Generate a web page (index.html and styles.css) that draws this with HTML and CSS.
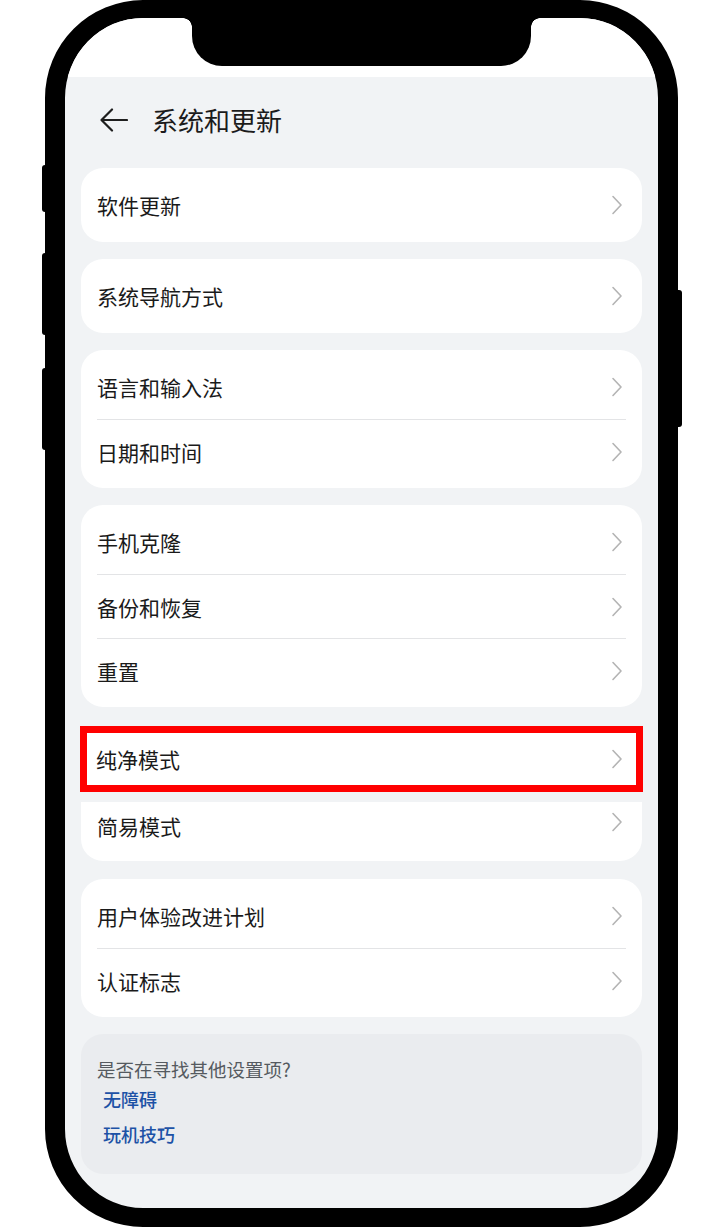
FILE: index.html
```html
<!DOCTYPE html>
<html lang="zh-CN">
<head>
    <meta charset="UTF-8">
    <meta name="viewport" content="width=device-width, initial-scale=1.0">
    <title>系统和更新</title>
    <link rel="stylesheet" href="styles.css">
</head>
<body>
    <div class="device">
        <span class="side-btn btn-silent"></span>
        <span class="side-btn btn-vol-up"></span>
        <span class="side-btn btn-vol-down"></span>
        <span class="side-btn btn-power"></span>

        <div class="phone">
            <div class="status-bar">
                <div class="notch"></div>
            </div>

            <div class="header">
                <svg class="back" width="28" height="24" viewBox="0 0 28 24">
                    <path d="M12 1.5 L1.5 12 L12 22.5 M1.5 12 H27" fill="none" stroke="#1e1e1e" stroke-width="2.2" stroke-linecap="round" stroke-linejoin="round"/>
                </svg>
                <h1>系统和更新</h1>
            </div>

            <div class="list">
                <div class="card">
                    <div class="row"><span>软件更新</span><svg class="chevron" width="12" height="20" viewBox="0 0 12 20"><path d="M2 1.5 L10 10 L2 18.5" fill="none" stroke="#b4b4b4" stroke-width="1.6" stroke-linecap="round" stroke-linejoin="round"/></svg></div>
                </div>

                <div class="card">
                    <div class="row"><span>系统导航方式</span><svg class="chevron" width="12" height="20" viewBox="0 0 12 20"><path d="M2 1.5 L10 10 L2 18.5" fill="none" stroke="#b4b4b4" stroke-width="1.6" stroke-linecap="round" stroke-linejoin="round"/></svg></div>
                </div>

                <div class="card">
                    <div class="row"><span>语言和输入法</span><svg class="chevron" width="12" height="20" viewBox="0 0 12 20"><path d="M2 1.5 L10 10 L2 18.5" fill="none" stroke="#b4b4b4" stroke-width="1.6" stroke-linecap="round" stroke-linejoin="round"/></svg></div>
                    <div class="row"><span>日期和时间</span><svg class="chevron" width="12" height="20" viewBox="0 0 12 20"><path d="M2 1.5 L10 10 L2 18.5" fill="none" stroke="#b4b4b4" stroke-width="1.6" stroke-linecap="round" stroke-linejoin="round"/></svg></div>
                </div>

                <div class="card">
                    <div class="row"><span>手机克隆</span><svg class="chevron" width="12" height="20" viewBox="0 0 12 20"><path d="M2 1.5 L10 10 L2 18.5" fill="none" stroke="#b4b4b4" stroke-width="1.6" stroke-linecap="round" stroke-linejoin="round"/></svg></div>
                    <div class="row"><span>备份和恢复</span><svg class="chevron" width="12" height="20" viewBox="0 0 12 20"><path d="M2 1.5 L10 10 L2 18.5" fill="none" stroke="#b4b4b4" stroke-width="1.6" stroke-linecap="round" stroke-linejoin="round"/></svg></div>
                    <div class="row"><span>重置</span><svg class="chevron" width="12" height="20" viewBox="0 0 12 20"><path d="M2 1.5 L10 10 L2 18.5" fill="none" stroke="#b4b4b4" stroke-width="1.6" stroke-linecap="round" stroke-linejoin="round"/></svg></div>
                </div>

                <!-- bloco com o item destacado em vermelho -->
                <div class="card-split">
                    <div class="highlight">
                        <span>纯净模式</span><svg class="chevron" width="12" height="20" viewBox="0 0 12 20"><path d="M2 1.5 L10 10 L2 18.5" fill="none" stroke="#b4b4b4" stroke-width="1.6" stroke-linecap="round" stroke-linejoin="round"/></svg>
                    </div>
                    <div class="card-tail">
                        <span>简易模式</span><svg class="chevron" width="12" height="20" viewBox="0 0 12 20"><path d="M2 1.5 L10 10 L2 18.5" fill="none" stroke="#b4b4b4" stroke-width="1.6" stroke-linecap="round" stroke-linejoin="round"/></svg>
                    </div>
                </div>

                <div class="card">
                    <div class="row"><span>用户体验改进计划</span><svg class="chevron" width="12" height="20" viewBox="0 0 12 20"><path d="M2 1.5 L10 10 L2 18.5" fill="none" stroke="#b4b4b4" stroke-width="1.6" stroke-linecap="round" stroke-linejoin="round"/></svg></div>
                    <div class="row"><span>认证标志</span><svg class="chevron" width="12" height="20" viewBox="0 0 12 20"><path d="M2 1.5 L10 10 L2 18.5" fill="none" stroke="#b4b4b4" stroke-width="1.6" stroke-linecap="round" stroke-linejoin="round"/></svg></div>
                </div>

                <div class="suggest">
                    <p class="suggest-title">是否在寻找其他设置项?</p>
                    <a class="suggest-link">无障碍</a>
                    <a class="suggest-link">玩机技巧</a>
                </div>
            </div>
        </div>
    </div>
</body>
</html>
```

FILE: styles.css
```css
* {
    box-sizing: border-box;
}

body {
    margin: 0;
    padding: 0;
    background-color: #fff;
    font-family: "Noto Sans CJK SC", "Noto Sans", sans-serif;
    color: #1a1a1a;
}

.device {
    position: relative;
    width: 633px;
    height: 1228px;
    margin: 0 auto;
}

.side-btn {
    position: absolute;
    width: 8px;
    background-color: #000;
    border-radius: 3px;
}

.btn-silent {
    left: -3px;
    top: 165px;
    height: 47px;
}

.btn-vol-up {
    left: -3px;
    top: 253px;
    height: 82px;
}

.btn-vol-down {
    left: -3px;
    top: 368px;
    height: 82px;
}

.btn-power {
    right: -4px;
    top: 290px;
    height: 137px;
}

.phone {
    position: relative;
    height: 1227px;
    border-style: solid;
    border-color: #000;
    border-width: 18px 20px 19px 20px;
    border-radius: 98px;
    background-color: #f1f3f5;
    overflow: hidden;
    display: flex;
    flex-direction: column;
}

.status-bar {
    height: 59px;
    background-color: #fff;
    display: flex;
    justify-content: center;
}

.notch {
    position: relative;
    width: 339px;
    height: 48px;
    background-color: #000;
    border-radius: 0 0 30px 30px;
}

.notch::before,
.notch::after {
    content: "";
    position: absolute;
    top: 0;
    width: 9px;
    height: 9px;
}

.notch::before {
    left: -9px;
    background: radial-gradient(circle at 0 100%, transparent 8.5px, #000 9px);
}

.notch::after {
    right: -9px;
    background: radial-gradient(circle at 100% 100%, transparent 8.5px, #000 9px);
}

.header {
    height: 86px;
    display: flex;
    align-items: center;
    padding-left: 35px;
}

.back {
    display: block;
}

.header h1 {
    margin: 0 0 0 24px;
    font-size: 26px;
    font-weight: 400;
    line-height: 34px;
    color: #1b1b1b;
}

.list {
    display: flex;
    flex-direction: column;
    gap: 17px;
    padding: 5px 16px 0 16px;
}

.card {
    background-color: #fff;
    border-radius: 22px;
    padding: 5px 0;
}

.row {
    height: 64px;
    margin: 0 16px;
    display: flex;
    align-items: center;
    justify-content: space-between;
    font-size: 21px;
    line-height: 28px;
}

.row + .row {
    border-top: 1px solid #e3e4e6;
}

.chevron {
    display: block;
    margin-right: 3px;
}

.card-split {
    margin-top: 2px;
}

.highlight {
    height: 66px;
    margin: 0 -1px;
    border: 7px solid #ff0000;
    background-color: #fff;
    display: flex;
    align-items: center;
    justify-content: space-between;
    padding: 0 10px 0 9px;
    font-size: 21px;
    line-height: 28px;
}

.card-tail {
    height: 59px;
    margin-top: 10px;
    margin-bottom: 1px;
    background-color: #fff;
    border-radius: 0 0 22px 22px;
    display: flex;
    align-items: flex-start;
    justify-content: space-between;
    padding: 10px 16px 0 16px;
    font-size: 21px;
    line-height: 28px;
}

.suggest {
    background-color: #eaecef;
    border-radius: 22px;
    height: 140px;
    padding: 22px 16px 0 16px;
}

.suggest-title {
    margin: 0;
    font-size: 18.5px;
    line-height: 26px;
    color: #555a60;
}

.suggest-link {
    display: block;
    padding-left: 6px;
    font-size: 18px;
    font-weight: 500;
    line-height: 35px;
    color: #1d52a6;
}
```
----------------------------------------
## [Set exercise]
Pick out each line that holds the string "styles".

## [Complete answer]
Generate a web page (index.html and styles.css) that draws this with HTML and CSS.
    <link rel="stylesheet" href="styles.css">
FILE: styles.css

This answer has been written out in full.